### The exercise:
Locate each line containing the string "that" and copy it out.

─── Records for this exercise ───

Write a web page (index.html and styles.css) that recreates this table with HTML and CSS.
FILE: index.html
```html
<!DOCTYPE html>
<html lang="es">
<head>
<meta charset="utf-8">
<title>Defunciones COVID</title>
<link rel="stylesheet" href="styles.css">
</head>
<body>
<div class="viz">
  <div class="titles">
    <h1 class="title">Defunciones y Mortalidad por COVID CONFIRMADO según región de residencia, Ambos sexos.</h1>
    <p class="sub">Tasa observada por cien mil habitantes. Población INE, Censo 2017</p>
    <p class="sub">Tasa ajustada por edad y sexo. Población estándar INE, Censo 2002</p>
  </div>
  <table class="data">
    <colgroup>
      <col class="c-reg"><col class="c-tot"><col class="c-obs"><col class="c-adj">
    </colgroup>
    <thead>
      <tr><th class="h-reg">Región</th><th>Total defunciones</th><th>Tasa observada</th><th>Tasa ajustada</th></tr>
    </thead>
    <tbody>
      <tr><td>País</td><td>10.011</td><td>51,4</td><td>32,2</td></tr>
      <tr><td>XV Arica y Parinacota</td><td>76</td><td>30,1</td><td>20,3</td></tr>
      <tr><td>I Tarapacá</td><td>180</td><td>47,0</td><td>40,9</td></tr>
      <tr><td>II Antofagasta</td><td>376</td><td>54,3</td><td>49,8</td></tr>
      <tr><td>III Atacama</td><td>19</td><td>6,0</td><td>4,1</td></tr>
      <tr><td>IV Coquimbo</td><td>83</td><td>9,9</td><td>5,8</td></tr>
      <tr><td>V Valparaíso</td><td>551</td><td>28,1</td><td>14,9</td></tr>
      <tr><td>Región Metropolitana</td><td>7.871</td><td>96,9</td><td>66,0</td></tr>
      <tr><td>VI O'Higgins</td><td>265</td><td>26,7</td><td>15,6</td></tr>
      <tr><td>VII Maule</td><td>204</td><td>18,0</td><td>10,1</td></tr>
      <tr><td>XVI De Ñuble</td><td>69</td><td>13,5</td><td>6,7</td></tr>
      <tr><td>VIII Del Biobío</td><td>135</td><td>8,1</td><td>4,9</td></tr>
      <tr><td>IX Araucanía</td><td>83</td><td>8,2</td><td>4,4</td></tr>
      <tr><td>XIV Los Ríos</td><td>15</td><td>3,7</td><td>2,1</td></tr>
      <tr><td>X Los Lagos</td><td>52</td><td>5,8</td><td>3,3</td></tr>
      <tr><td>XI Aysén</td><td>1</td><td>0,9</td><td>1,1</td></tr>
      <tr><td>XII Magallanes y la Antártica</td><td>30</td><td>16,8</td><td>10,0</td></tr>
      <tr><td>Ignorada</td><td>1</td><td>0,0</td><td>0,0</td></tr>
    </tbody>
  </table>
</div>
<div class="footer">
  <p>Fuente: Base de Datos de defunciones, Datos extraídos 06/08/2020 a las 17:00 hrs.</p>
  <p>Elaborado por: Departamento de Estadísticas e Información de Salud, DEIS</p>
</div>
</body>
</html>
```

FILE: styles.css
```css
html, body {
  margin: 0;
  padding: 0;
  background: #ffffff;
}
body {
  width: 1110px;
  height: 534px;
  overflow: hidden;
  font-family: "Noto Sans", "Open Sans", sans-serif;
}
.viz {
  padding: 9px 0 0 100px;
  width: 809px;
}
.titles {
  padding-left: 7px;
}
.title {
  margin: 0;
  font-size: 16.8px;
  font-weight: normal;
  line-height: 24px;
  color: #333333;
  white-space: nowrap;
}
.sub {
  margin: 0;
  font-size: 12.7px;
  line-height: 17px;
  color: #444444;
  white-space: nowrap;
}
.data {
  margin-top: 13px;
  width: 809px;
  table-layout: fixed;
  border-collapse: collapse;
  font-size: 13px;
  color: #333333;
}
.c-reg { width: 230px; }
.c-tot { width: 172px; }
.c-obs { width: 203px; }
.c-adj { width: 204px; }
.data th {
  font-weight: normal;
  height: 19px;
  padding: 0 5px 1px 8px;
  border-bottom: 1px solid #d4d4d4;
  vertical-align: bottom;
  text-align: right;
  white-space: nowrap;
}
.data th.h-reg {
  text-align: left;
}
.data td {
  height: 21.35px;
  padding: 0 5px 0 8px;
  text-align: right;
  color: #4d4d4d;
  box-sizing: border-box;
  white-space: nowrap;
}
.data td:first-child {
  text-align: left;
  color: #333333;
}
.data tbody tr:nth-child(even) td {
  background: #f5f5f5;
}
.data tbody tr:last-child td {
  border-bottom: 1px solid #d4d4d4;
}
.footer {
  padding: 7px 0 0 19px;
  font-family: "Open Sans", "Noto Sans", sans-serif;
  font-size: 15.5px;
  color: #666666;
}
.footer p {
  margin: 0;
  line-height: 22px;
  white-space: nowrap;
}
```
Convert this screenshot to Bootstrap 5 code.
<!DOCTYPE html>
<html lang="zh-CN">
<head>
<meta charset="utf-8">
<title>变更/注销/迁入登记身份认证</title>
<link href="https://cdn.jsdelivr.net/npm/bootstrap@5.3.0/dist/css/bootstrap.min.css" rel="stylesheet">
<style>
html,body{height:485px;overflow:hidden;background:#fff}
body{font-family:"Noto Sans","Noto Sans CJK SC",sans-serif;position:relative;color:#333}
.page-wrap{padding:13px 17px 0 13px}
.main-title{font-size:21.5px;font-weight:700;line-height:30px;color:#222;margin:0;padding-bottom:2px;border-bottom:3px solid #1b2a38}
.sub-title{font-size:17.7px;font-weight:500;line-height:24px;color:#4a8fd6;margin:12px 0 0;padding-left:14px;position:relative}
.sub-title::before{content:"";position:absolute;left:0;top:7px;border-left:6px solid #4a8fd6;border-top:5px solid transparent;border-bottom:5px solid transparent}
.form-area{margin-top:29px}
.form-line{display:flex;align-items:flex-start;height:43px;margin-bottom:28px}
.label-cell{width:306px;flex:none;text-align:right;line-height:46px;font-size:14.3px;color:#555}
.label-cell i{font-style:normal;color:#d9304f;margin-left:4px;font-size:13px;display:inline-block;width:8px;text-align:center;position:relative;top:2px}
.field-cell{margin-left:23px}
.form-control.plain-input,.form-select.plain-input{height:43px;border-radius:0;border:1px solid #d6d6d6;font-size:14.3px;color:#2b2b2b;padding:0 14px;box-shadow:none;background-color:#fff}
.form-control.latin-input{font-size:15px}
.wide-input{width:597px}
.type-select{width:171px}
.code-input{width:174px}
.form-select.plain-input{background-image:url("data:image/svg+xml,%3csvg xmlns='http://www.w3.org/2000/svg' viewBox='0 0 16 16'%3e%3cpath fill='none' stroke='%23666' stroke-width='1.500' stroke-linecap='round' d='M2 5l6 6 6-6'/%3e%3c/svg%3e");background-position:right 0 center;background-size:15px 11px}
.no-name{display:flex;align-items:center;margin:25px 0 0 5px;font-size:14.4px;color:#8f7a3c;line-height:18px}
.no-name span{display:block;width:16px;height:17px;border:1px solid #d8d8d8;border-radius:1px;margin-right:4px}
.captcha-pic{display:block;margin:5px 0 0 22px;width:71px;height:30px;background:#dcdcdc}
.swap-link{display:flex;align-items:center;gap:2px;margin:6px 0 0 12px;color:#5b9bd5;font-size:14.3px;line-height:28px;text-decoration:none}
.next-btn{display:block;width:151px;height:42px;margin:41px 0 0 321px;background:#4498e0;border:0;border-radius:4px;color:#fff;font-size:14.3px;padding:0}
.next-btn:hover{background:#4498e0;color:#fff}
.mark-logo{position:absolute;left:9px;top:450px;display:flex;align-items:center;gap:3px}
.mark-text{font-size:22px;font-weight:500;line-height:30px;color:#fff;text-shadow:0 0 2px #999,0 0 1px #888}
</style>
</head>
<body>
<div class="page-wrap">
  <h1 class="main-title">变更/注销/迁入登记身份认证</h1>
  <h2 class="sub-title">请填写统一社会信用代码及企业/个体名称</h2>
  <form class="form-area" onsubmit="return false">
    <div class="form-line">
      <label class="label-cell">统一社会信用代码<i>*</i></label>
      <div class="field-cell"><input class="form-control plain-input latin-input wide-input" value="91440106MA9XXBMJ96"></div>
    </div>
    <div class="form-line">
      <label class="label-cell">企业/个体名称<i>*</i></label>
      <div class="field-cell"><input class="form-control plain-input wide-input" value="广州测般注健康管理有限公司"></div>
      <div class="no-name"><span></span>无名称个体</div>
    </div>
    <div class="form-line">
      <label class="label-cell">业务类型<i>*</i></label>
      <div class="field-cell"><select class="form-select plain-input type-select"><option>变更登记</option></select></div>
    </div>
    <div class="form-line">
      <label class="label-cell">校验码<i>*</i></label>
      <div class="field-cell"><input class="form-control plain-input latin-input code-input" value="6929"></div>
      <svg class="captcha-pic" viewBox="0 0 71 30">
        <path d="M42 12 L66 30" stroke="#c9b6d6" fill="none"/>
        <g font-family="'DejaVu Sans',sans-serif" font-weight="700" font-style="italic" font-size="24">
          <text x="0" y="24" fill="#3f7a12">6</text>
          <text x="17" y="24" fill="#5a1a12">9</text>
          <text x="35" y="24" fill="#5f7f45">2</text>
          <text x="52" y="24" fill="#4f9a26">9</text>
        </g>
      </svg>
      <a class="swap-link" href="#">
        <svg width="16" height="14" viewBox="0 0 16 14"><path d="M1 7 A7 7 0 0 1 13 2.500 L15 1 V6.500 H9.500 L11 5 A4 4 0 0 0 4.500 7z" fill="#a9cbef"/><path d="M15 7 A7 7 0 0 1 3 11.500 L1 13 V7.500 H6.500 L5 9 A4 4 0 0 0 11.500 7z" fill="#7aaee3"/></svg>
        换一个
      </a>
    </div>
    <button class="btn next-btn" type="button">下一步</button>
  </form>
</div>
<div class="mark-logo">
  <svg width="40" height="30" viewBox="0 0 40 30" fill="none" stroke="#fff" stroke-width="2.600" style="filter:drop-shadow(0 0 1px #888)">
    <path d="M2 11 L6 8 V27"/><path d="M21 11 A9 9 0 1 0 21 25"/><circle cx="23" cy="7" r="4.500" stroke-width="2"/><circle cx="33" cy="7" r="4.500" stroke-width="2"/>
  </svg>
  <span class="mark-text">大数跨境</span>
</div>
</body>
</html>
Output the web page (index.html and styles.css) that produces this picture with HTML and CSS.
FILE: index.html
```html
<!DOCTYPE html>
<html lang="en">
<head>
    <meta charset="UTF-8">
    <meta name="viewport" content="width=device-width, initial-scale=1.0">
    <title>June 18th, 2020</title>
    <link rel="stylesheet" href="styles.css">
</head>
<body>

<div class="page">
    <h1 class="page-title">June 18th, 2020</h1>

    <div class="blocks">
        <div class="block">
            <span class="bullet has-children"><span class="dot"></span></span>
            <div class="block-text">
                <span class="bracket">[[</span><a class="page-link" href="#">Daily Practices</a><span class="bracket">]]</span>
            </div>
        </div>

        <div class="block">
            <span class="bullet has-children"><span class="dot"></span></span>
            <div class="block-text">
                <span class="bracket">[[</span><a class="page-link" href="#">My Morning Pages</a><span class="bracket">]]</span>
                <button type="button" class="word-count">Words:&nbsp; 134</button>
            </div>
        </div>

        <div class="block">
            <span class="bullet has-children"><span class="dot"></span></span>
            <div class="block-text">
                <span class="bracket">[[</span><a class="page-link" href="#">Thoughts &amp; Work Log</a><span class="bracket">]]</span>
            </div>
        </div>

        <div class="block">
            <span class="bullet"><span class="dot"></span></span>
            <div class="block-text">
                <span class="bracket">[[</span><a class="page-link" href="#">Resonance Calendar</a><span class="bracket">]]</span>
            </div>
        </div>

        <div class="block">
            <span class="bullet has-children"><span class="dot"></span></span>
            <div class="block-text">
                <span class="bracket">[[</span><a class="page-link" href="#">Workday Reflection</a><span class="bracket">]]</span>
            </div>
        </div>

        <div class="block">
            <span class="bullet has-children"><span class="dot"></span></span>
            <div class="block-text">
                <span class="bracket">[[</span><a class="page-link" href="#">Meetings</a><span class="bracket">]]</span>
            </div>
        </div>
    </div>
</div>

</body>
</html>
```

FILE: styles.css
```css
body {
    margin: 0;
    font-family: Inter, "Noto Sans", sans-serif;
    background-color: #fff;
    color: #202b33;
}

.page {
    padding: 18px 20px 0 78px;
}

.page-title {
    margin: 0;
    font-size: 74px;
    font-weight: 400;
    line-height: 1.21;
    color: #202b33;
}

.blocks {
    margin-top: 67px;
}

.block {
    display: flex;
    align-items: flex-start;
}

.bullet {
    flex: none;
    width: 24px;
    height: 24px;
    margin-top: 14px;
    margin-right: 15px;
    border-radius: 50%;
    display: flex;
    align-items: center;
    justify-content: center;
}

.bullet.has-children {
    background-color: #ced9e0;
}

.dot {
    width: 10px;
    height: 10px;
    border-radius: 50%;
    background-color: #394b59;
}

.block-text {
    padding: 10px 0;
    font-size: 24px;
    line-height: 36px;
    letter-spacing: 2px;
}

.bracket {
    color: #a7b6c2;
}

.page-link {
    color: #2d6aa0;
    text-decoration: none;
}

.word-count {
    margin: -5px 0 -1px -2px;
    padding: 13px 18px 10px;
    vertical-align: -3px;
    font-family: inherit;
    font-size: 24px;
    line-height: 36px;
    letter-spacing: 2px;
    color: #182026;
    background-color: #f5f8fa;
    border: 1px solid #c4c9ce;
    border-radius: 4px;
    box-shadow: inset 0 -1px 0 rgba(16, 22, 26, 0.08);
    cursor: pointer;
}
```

───

### Answer to the exercise:
Write a web page (index.html and styles.css) that recreates this table with HTML and CSS.
Output the web page (index.html and styles.css) that produces this picture with HTML and CSS.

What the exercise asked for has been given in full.